Problem:
Give the entries back exactly, dropping each image.

──────── Listed entries ────────

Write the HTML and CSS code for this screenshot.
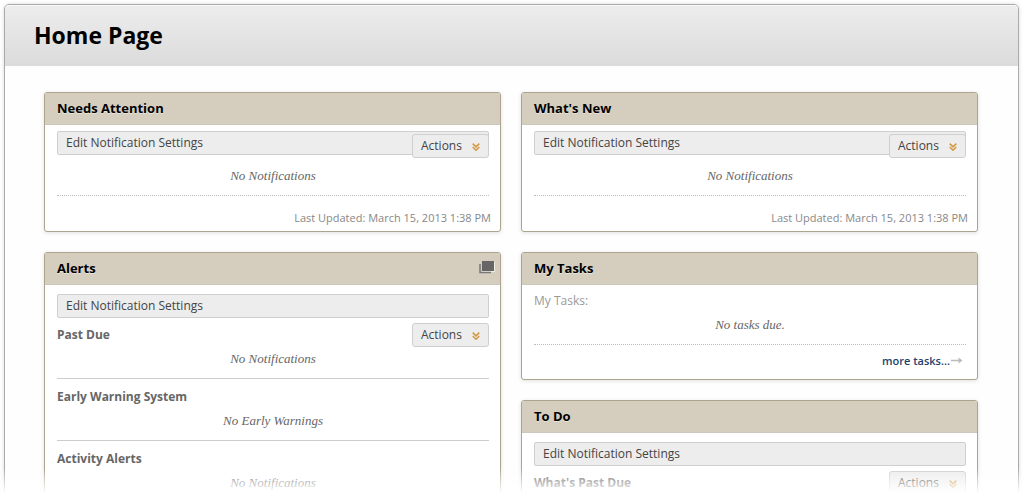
FILE: index.html
```html
<!DOCTYPE html>
<html lang="en">
<head>
<meta charset="utf-8">
<title>Home Page</title>
<link rel="stylesheet" href="styles.css">
</head>
<body>
<svg class="defs" aria-hidden="true">
  <symbol id="chevrons" viewBox="0 0 8 8"><path d="M.7 .6 4 3.800 7.300 .6M.7 4 4 7.200 7.300 4" fill="none" stroke="#d39a48" stroke-width="1.600"/></symbol>
</svg>
<div class="page">
  <header class="page-head"><h1>Home Page</h1></header>
  <main class="columns">
    <div class="column">
      <section class="panel">
        <h2 class="panel-head">Needs Attention</h2>
        <div class="panel-body compact">
          <button class="settings">Edit Notification Settings</button>
          <button class="actions over">Actions <svg class="chev"><use href="#chevrons"/></svg></button>
          <p class="empty spaced">No Notifications</p>
          <p class="updated">Last Updated: March 15, 2013 1:38 PM</p>
        </div>
      </section>
      <section class="panel">
        <h2 class="panel-head">Alerts
          <button class="window" aria-label="Open in new window"><svg width="16" height="13" viewBox="0 0 16 13"><path d="M3 1h13v10H3z" fill="#eeebe2"/><path d="M1 3v8.500H12" fill="none" stroke="#777" stroke-width="1.500"/><path d="M3 0h12v10H3z" fill="#666"/></svg></button>
        </h2>
        <div class="panel-body">
          <button class="settings">Edit Notification Settings</button>
          <div class="group first">
            <div class="group-head"><h3>Past Due</h3><button class="actions">Actions <svg class="chev"><use href="#chevrons"/></svg></button></div>
            <p class="empty">No Notifications</p>
          </div>
          <div class="group">
            <div class="group-head"><h3>Early Warning System</h3></div>
            <p class="empty">No Early Warnings</p>
          </div>
          <div class="group">
            <div class="group-head"><h3>Activity Alerts</h3></div>
            <p class="empty">No Notifications</p>
          </div>
        </div>
      </section>
    </div>
    <div class="column">
      <section class="panel">
        <h2 class="panel-head">What's New</h2>
        <div class="panel-body compact">
          <button class="settings">Edit Notification Settings</button>
          <button class="actions over">Actions <svg class="chev"><use href="#chevrons"/></svg></button>
          <p class="empty spaced">No Notifications</p>
          <p class="updated">Last Updated: March 15, 2013 1:38 PM</p>
        </div>
      </section>
      <section class="panel">
        <h2 class="panel-head">My Tasks</h2>
        <div class="panel-body compact">
          <p class="label">My Tasks:</p>
          <p class="empty tasks">No tasks due.</p>
          <p class="more"><a href="#">more tasks...<svg width="12" height="8" viewBox="0 0 12 8"><path d="M0 3.500h10" stroke="#bbb" stroke-width="1.500"/><path d="M7.500 .5 11.500 3.500 7.500 6.500z" fill="#bbb"/></svg></a></p>
        </div>
      </section>
      <section class="panel last">
        <h2 class="panel-head">To Do</h2>
        <div class="panel-body">
          <button class="settings">Edit Notification Settings</button>
          <div class="group first">
            <div class="group-head"><h3>What's Past Due</h3><button class="actions">Actions <svg class="chev"><use href="#chevrons"/></svg></button></div>
          </div>
        </div>
      </section>
    </div>
  </main>
  <div class="fade"></div>
</div>
</body>
</html>
```
FILE: styles.css
```css
* { box-sizing: border-box; }

body {
  margin: 0;
  height: 100vh;
  overflow: hidden;
  padding: 4px 5px 0 4px;
  background: #fff;
  color: #444;
  font: 12px/20px "Open Sans", "Noto Sans", sans-serif;
}

h1, h2, h3, p { margin: 0; }

button {
  font: inherit;
  color: inherit;
  cursor: pointer;
}

.defs {
  position: absolute;
  width: 0;
  height: 0;
}

.page {
  height: 100%;
  overflow: hidden;
  border: 1px solid #aaa;
  border-radius: 5px 5px 0 0;
  box-shadow: 0 0 4px rgba(0, 0, 0, 0.15);
  background: #fefefe;
}

.page-head {
  padding: 15px 29px 16px;
  border-radius: 4px 4px 0 0;
  background: linear-gradient(#ededed, #dbdbdb);
  box-shadow: inset 0 1px #f8f8f8;
}

.page-head h1 {
  color: #000;
  font-size: 23px;
  line-height: 30px;
}

.columns {
  display: grid;
  grid-template-columns: 1fr 1fr;
  gap: 20px;
  padding: 26px 40px 0 39px;
}

.column {
  display: flex;
  flex-direction: column;
  gap: 20px;
}

.panel {
  border: 1px solid #aca48e;
  border-radius: 3px;
  background: #fff;
  box-shadow: 0 1px 4px rgba(0, 0, 0, 0.12);
}

.panel.last { flex-grow: 1; }

.panel-head {
  display: flex;
  justify-content: space-between;
  align-items: center;
  height: 32px;
  padding: 0 5px 2px 12px;
  border-bottom: 1px solid #ccc8bc;
  border-radius: 2px 2px 0 0;
  background: #d5cebe;
  color: #000;
  font-size: 13px;
  text-shadow: 0 1px #e8e4da;
}

.window {
  display: flex;
  padding: 0;
  border: 0;
  background: none;
}

.panel-body {
  position: relative;
  padding: 9px 11px 9px 12px;
}

.panel-body.compact { padding: 6px 11px 3px 12px; }

.settings {
  display: block;
  width: 100%;
  height: 24px;
  padding: 0 8px;
  border: 1px solid #cfcfcf;
  border-radius: 2px;
  background: #ededed;
  line-height: 20px;
  text-align: left;
}

.actions {
  display: flex;
  align-items: center;
  justify-content: space-between;
  width: 77px;
  height: 24px;
  padding: 0 8px;
  border: 1px solid #cfcfcf;
  border-radius: 3px;
  background: #ededed;
}

.actions.over {
  position: absolute;
  top: 9px;
  right: 11px;
}

.chev {
  width: 8px;
  height: 8px;
  margin-top: 2px;
}

.empty {
  color: #666;
  font: italic 13px/20px "Liberation Serif", serif;
  text-align: center;
}

.empty.spaced {
  padding: 11px 0 9px;
  border-bottom: 1px dotted #bbb;
}

.updated {
  margin: 12px -2px 0 0;
  color: #888;
  font-size: 11px;
  text-align: right;
}

.group {
  padding: 8px 0 9px;
  border-bottom: 1px solid #ccc;
}

.group.first { padding-top: 7px; }

.group-head {
  display: flex;
  align-items: center;
  justify-content: space-between;
  height: 20px;
  margin-bottom: 4px;
}

.group-head h3 {
  color: #666;
  font-size: 12px;
}

.label { color: #999; }

.empty.tasks {
  padding: 4px 0 9px;
  border-bottom: 1px dotted #bbb;
}

.more {
  padding: 6px 3px 5px 0;
  font-size: 11px;
  font-weight: 600;
  text-align: right;
}

.more a {
  color: #1c3f6e;
  text-decoration: none;
}

.more svg { margin-left: 1px; }

.fade {
  position: fixed;
  right: 0;
  bottom: 0;
  left: 0;
  height: 28px;
  background: linear-gradient(rgba(255, 255, 255, 0), #fff 90%);
  pointer-events: none;
}
```
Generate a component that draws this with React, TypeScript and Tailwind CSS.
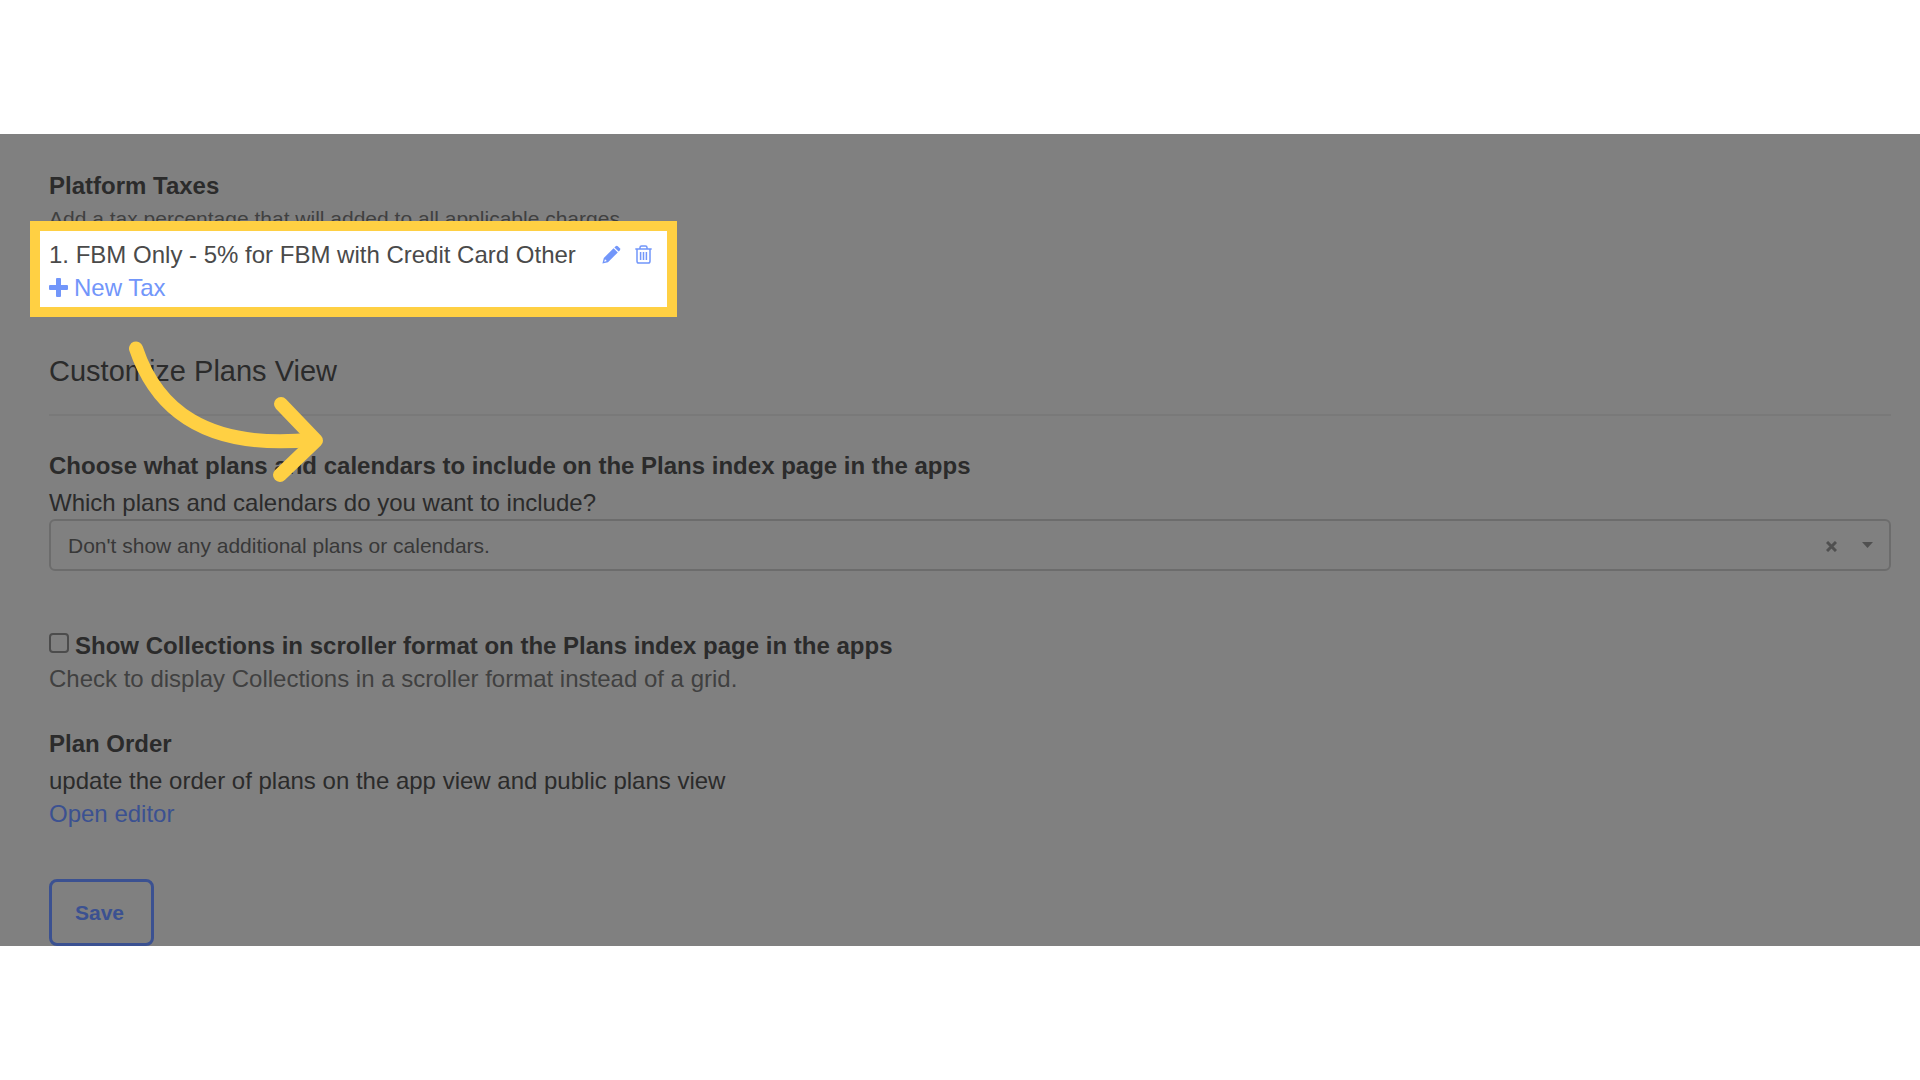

────────

Problem solution:
Write the HTML and CSS code for this screenshot.
FILE: index.html
```html
<!DOCTYPE html>
<html lang="en">
<head>
<meta charset="utf-8">
<title>Home Page</title>
<link rel="stylesheet" href="styles.css">
</head>
<body>
<svg class="defs" aria-hidden="true">
  <symbol id="chevrons" viewBox="0 0 8 8"><path d="M.7 .6 4 3.800 7.300 .6M.7 4 4 7.200 7.300 4" fill="none" stroke="#d39a48" stroke-width="1.600"/></symbol>
</svg>
<div class="page">
  <header class="page-head"><h1>Home Page</h1></header>
  <main class="columns">
    <div class="column">
      <section class="panel">
        <h2 class="panel-head">Needs Attention</h2>
        <div class="panel-body compact">
          <button class="settings">Edit Notification Settings</button>
          <button class="actions over">Actions <svg class="chev"><use href="#chevrons"/></svg></button>
          <p class="empty spaced">No Notifications</p>
          <p class="updated">Last Updated: March 15, 2013 1:38 PM</p>
        </div>
      </section>
      <section class="panel">
        <h2 class="panel-head">Alerts
          <button class="window" aria-label="Open in new window"><svg width="16" height="13" viewBox="0 0 16 13"><path d="M3 1h13v10H3z" fill="#eeebe2"/><path d="M1 3v8.500H12" fill="none" stroke="#777" stroke-width="1.500"/><path d="M3 0h12v10H3z" fill="#666"/></svg></button>
        </h2>
        <div class="panel-body">
          <button class="settings">Edit Notification Settings</button>
          <div class="group first">
            <div class="group-head"><h3>Past Due</h3><button class="actions">Actions <svg class="chev"><use href="#chevrons"/></svg></button></div>
            <p class="empty">No Notifications</p>
          </div>
          <div class="group">
            <div class="group-head"><h3>Early Warning System</h3></div>
            <p class="empty">No Early Warnings</p>
          </div>
          <div class="group">
            <div class="group-head"><h3>Activity Alerts</h3></div>
            <p class="empty">No Notifications</p>
          </div>
        </div>
      </section>
    </div>
    <div class="column">
      <section class="panel">
        <h2 class="panel-head">What's New</h2>
        <div class="panel-body compact">
          <button class="settings">Edit Notification Settings</button>
          <button class="actions over">Actions <svg class="chev"><use href="#chevrons"/></svg></button>
          <p class="empty spaced">No Notifications</p>
          <p class="updated">Last Updated: March 15, 2013 1:38 PM</p>
        </div>
      </section>
      <section class="panel">
        <h2 class="panel-head">My Tasks</h2>
        <div class="panel-body compact">
          <p class="label">My Tasks:</p>
          <p class="empty tasks">No tasks due.</p>
          <p class="more"><a href="#">more tasks...<svg width="12" height="8" viewBox="0 0 12 8"><path d="M0 3.500h10" stroke="#bbb" stroke-width="1.500"/><path d="M7.500 .5 11.500 3.500 7.500 6.500z" fill="#bbb"/></svg></a></p>
        </div>
      </section>
      <section class="panel last">
        <h2 class="panel-head">To Do</h2>
        <div class="panel-body">
          <button class="settings">Edit Notification Settings</button>
          <div class="group first">
            <div class="group-head"><h3>What's Past Due</h3><button class="actions">Actions <svg class="chev"><use href="#chevrons"/></svg></button></div>
          </div>
        </div>
      </section>
    </div>
  </main>
  <div class="fade"></div>
</div>
</body>
</html>
```
FILE: styles.css
```css
* { box-sizing: border-box; }

body {
  margin: 0;
  height: 100vh;
  overflow: hidden;
  padding: 4px 5px 0 4px;
  background: #fff;
  color: #444;
  font: 12px/20px "Open Sans", "Noto Sans", sans-serif;
}

h1, h2, h3, p { margin: 0; }

button {
  font: inherit;
  color: inherit;
  cursor: pointer;
}

.defs {
  position: absolute;
  width: 0;
  height: 0;
}

.page {
  height: 100%;
  overflow: hidden;
  border: 1px solid #aaa;
  border-radius: 5px 5px 0 0;
  box-shadow: 0 0 4px rgba(0, 0, 0, 0.15);
  background: #fefefe;
}

.page-head {
  padding: 15px 29px 16px;
  border-radius: 4px 4px 0 0;
  background: linear-gradient(#ededed, #dbdbdb);
  box-shadow: inset 0 1px #f8f8f8;
}

.page-head h1 {
  color: #000;
  font-size: 23px;
  line-height: 30px;
}

.columns {
  display: grid;
  grid-template-columns: 1fr 1fr;
  gap: 20px;
  padding: 26px 40px 0 39px;
}

.column {
  display: flex;
  flex-direction: column;
  gap: 20px;
}

.panel {
  border: 1px solid #aca48e;
  border-radius: 3px;
  background: #fff;
  box-shadow: 0 1px 4px rgba(0, 0, 0, 0.12);
}

.panel.last { flex-grow: 1; }

.panel-head {
  display: flex;
  justify-content: space-between;
  align-items: center;
  height: 32px;
  padding: 0 5px 2px 12px;
  border-bottom: 1px solid #ccc8bc;
  border-radius: 2px 2px 0 0;
  background: #d5cebe;
  color: #000;
  font-size: 13px;
  text-shadow: 0 1px #e8e4da;
}

.window {
  display: flex;
  padding: 0;
  border: 0;
  background: none;
}

.panel-body {
  position: relative;
  padding: 9px 11px 9px 12px;
}

.panel-body.compact { padding: 6px 11px 3px 12px; }

.settings {
  display: block;
  width: 100%;
  height: 24px;
  padding: 0 8px;
  border: 1px solid #cfcfcf;
  border-radius: 2px;
  background: #ededed;
  line-height: 20px;
  text-align: left;
}

.actions {
  display: flex;
  align-items: center;
  justify-content: space-between;
  width: 77px;
  height: 24px;
  padding: 0 8px;
  border: 1px solid #cfcfcf;
  border-radius: 3px;
  background: #ededed;
}

.actions.over {
  position: absolute;
  top: 9px;
  right: 11px;
}

.chev {
  width: 8px;
  height: 8px;
  margin-top: 2px;
}

.empty {
  color: #666;
  font: italic 13px/20px "Liberation Serif", serif;
  text-align: center;
}

.empty.spaced {
  padding: 11px 0 9px;
  border-bottom: 1px dotted #bbb;
}

.updated {
  margin: 12px -2px 0 0;
  color: #888;
  font-size: 11px;
  text-align: right;
}

.group {
  padding: 8px 0 9px;
  border-bottom: 1px solid #ccc;
}

.group.first { padding-top: 7px; }

.group-head {
  display: flex;
  align-items: center;
  justify-content: space-between;
  height: 20px;
  margin-bottom: 4px;
}

.group-head h3 {
  color: #666;
  font-size: 12px;
}

.label { color: #999; }

.empty.tasks {
  padding: 4px 0 9px;
  border-bottom: 1px dotted #bbb;
}

.more {
  padding: 6px 3px 5px 0;
  font-size: 11px;
  font-weight: 600;
  text-align: right;
}

.more a {
  color: #1c3f6e;
  text-decoration: none;
}

.more svg { margin-left: 1px; }

.fade {
  position: fixed;
  right: 0;
  bottom: 0;
  left: 0;
  height: 28px;
  background: linear-gradient(rgba(255, 255, 255, 0), #fff 90%);
  pointer-events: none;
}
```
Generate a component that draws this with React, TypeScript and Tailwind CSS.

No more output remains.